> **PROBLEM DETAILS**
Write every line out verbatim and omit the pictures.

> **SOURCE DATA**
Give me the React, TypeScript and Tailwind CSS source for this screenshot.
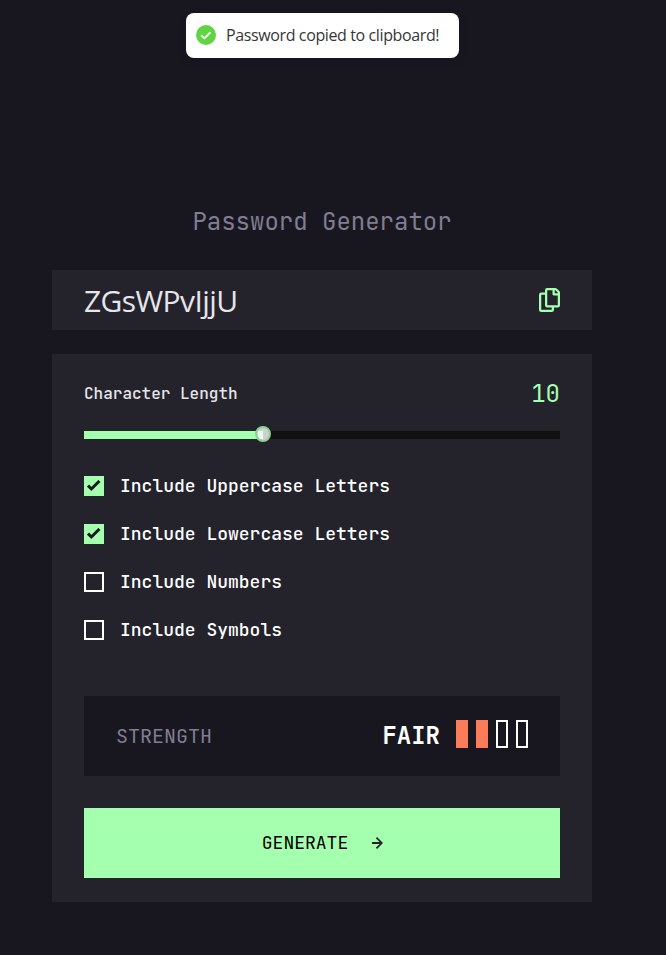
import React, { useState } from "react";

function Toast({ message }: { message: string }) {
  return (
    <div className="absolute left-[186px] top-[13px] flex h-[45px] w-[273px] items-center gap-[10px] whitespace-nowrap rounded-lg bg-white pb-0.5 pl-[10px] font-['Open_Sans','Noto_Sans',sans-serif] text-base tracking-[-0.38px] text-[#363636] shadow-[0_3px_10px_rgba(0,0,0,0.1)]">
      <svg width="20" height="20" viewBox="0 0 20 20" className="shrink-0">
        <circle cx="10" cy="10" r="10" fill="#61d345" />
        <path d="m5.2 10.2 3.3 3 6-6" fill="none" stroke="#e9fbe5" strokeWidth="2" />
      </svg>
      <span>{message}</span>
    </div>
  );
}

function CopyIcon() {
  return (
    <svg width="21" height="24" viewBox="0 0 21 24" fill="#a4ffaf">
      <path d="M20.341 3.091 17.909.659A2.25 2.25 0 0 0 16.319 0H8.25A2.25 2.25 0 0 0 6 2.25V4.5H2.25A2.25 2.25 0 0 0 0 6.75v15A2.25 2.25 0 0 0 2.25 24h10.5A2.25 2.25 0 0 0 15 21.75V19.5h3.75A2.25 2.25 0 0 0 21 17.25V4.682a2.25 2.25 0 0 0-.659-1.591ZM12.469 21.75H2.53a.281.281 0 0 1-.281-.281V7.03a.281.281 0 0 1 .281-.281H6v10.5a2.25 2.25 0 0 0 2.25 2.25h4.5v1.969a.282.282 0 0 1-.281.281Zm6-4.5H8.53a.281.281 0 0 1-.281-.281V2.53a.281.281 0 0 1 .281-.281H13.5v4.125c0 .621.504 1.125 1.125 1.125h4.125v9.469a.282.282 0 0 1-.281.281Zm.281-12h-3v-3h.451c.075 0 .147.03.2.082L18.667 4.6a.283.283 0 0 1 .082.199v.451Z" />
    </svg>
  );
}

function Option({ label, initial }: { label: string; initial: boolean }) {
  const [checked, setChecked] = useState(initial);
  return (
    <button
      type="button"
      role="checkbox"
      aria-checked={checked}
      onClick={() => setChecked(!checked)}
      className="flex h-6 items-center gap-4 text-left text-[18px] font-medium text-white"
    >
      {checked ? (
        <span className="flex size-5 items-center justify-center bg-[#a4ffaf]">
          <svg width="14" height="12" viewBox="0 0 14 12">
            <path d="M1 5.607 4.393 9l8-8" fill="none" stroke="#18171f" strokeWidth="3" />
          </svg>
        </span>
      ) : (
        <span className="size-5 border-2 border-white" />
      )}
      <span className="pb-0.5">{label}</span>
    </button>
  );
}

const options = [
  { label: "Include Uppercase Letters", initial: true },
  { label: "Include Lowercase Letters", initial: true },
  { label: "Include Numbers", initial: false },
  { label: "Include Symbols", initial: false },
];

export default function App() {
  return (
    <div className="relative h-[955px] w-full overflow-hidden bg-[#18171f] pl-[52px] pt-[206px] font-['JetBrains_Mono','DejaVu_Sans_Mono',monospace]">
      <Toast message="Password copied to clipboard!" />
      <main className="flex w-[540px] flex-col">
        <h1 className="h-8 text-center text-2xl text-[#817d92]">Password Generator</h1>

        <section className="mt-8 flex h-[60px] items-center justify-between bg-[#24232c] px-8">
          <span className="pt-0.5 font-['Open_Sans','Noto_Sans',sans-serif] text-[30px] leading-10 tracking-[-0.6px] text-[#e6e5ea]">
            ZGsWPvIjjU
          </span>
          <button type="button" aria-label="Copy password">
            <CopyIcon />
          </button>
        </section>

        <section className="mt-6 flex h-[548px] flex-col bg-[#24232c] px-8 pt-6">
          <div className="flex h-8 items-center justify-between">
            <span className="text-base font-medium text-[#e6e5ea]">Character Length</span>
            <span className="text-2xl text-[#a4ffaf]">10</span>
          </div>

          <div className="mt-4 flex h-4 items-center">
            <div className="mt-0.5 h-2 w-[171px] bg-[#a4ffaf]" />
            <div className="relative -mx-px flex h-4 w-[18px] items-center justify-center">
              <div className="absolute left-0 top-[5px] h-2 w-[9px] bg-[#a4ffaf]" />
              <div className="absolute left-[9px] top-[5px] h-2 w-[9px] bg-[#111111]" />
              <svg width="16" height="16" viewBox="0 0 16 16" className="relative">
                <circle cx="8" cy="8" r="7" fill="#d0d0d2" />
                <path d="M3 5h5v8H5L3 11Z" fill="#ebfded" />
                <circle cx="8" cy="8" r="7" fill="none" stroke="#8ad395" strokeWidth="2" />
              </svg>
            </div>
            <div className="mt-0.5 h-2 flex-1 bg-[#111111]" />
          </div>

          <div className="mt-8 flex flex-col gap-6">
            {options.map((option) => (
              <Option key={option.label} {...option} />
            ))}
          </div>

          <div className="mt-[54px] flex h-20 items-center justify-between bg-[#18171f] px-8">
            <span className="text-xl text-[#817d92]">STRENGTH</span>
            <div className="flex items-center gap-4">
              <span className="text-2xl font-bold text-white">FAIR</span>
              <div className="flex gap-2 pb-1">
                <span className="h-7 w-3 bg-[#fb7c58]" />
                <span className="h-7 w-3 bg-[#fb7c58]" />
                <span className="h-7 w-3 border-2 border-white" />
                <span className="h-7 w-3 border-2 border-white" />
              </div>
            </div>
          </div>

          <button
            type="button"
            className="mt-8 flex h-[70px] items-center justify-center gap-6 bg-[#a4ffaf] pl-px text-[18px] text-black"
          >
            <span className="pb-0.5">GENERATE</span>
            <svg width="11" height="12" viewBox="0 0 11.106 12" fill="#24232c">
              <path d="m5.106 12 6-6-6-6-1.265 1.265 3.841 3.84H.001v1.79h7.681l-3.841 3.84z" />
            </svg>
          </button>
        </section>
      </main>
    </div>
  );
}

> **ANSWER IN FULL**
Give me the React, TypeScript and Tailwind CSS source for this screenshot.
import React, { useState } from "react";

function Toast({ message }: { message: string }) {
  return (
    <div className="absolute left-[186px] top-[13px] flex h-[45px] w-[273px] items-center gap-[10px] whitespace-nowrap rounded-lg bg-white pb-0.5 pl-[10px] font-['Open_Sans','Noto_Sans',sans-serif] text-base tracking-[-0.38px] text-[#363636] shadow-[0_3px_10px_rgba(0,0,0,0.1)]">
      <svg width="20" height="20" viewBox="0 0 20 20" className="shrink-0">
        <circle cx="10" cy="10" r="10" fill="#61d345" />
        <path d="m5.2 10.2 3.3 3 6-6" fill="none" stroke="#e9fbe5" strokeWidth="2" />
      </svg>
      <span>{message}</span>
    </div>
  );
}

function CopyIcon() {
  return (
    <svg width="21" height="24" viewBox="0 0 21 24" fill="#a4ffaf">
      <path d="M20.341 3.091 17.909.659A2.25 2.25 0 0 0 16.319 0H8.25A2.25 2.25 0 0 0 6 2.25V4.5H2.25A2.25 2.25 0 0 0 0 6.75v15A2.25 2.25 0 0 0 2.25 24h10.5A2.25 2.25 0 0 0 15 21.75V19.5h3.75A2.25 2.25 0 0 0 21 17.25V4.682a2.25 2.25 0 0 0-.659-1.591ZM12.469 21.75H2.53a.281.281 0 0 1-.281-.281V7.03a.281.281 0 0 1 .281-.281H6v10.5a2.25 2.25 0 0 0 2.25 2.25h4.5v1.969a.282.282 0 0 1-.281.281Zm6-4.5H8.53a.281.281 0 0 1-.281-.281V2.53a.281.281 0 0 1 .281-.281H13.5v4.125c0 .621.504 1.125 1.125 1.125h4.125v9.469a.282.282 0 0 1-.281.281Zm.281-12h-3v-3h.451c.075 0 .147.03.2.082L18.667 4.6a.283.283 0 0 1 .082.199v.451Z" />
    </svg>
  );
}

function Option({ label, initial }: { label: string; initial: boolean }) {
  const [checked, setChecked] = useState(initial);
  return (
    <button
      type="button"
      role="checkbox"
      aria-checked={checked}
      onClick={() => setChecked(!checked)}
      className="flex h-6 items-center gap-4 text-left text-[18px] font-medium text-white"
    >
      {checked ? (
        <span className="flex size-5 items-center justify-center bg-[#a4ffaf]">
          <svg width="14" height="12" viewBox="0 0 14 12">
            <path d="M1 5.607 4.393 9l8-8" fill="none" stroke="#18171f" strokeWidth="3" />
          </svg>
        </span>
      ) : (
        <span className="size-5 border-2 border-white" />
      )}
      <span className="pb-0.5">{label}</span>
    </button>
  );
}

const options = [
  { label: "Include Uppercase Letters", initial: true },
  { label: "Include Lowercase Letters", initial: true },
  { label: "Include Numbers", initial: false },
  { label: "Include Symbols", initial: false },
];

export default function App() {
  return (
    <div className="relative h-[955px] w-full overflow-hidden bg-[#18171f] pl-[52px] pt-[206px] font-['JetBrains_Mono','DejaVu_Sans_Mono',monospace]">
      <Toast message="Password copied to clipboard!" />
      <main className="flex w-[540px] flex-col">
        <h1 className="h-8 text-center text-2xl text-[#817d92]">Password Generator</h1>

        <section className="mt-8 flex h-[60px] items-center justify-between bg-[#24232c] px-8">
          <span className="pt-0.5 font-['Open_Sans','Noto_Sans',sans-serif] text-[30px] leading-10 tracking-[-0.6px] text-[#e6e5ea]">
            ZGsWPvIjjU
          </span>
          <button type="button" aria-label="Copy password">
            <CopyIcon />
          </button>
        </section>

        <section className="mt-6 flex h-[548px] flex-col bg-[#24232c] px-8 pt-6">
          <div className="flex h-8 items-center justify-between">
            <span className="text-base font-medium text-[#e6e5ea]">Character Length</span>
            <span className="text-2xl text-[#a4ffaf]">10</span>
          </div>

          <div className="mt-4 flex h-4 items-center">
            <div className="mt-0.5 h-2 w-[171px] bg-[#a4ffaf]" />
            <div className="relative -mx-px flex h-4 w-[18px] items-center justify-center">
              <div className="absolute left-0 top-[5px] h-2 w-[9px] bg-[#a4ffaf]" />
              <div className="absolute left-[9px] top-[5px] h-2 w-[9px] bg-[#111111]" />
              <svg width="16" height="16" viewBox="0 0 16 16" className="relative">
                <circle cx="8" cy="8" r="7" fill="#d0d0d2" />
                <path d="M3 5h5v8H5L3 11Z" fill="#ebfded" />
                <circle cx="8" cy="8" r="7" fill="none" stroke="#8ad395" strokeWidth="2" />
              </svg>
            </div>
            <div className="mt-0.5 h-2 flex-1 bg-[#111111]" />
          </div>

          <div className="mt-8 flex flex-col gap-6">
            {options.map((option) => (
              <Option key={option.label} {...option} />
            ))}
          </div>

          <div className="mt-[54px] flex h-20 items-center justify-between bg-[#18171f] px-8">
            <span className="text-xl text-[#817d92]">STRENGTH</span>
            <div className="flex items-center gap-4">
              <span className="text-2xl font-bold text-white">FAIR</span>
              <div className="flex gap-2 pb-1">
                <span className="h-7 w-3 bg-[#fb7c58]" />
                <span className="h-7 w-3 bg-[#fb7c58]" />
                <span className="h-7 w-3 border-2 border-white" />
                <span className="h-7 w-3 border-2 border-white" />
              </div>
            </div>
          </div>

          <button
            type="button"
            className="mt-8 flex h-[70px] items-center justify-center gap-6 bg-[#a4ffaf] pl-px text-[18px] text-black"
          >
            <span className="pb-0.5">GENERATE</span>
            <svg width="11" height="12" viewBox="0 0 11.106 12" fill="#24232c">
              <path d="m5.106 12 6-6-6-6-1.265 1.265 3.841 3.84H.001v1.79h7.681l-3.841 3.84z" />
            </svg>
          </button>
        </section>
      </main>
    </div>
  );
}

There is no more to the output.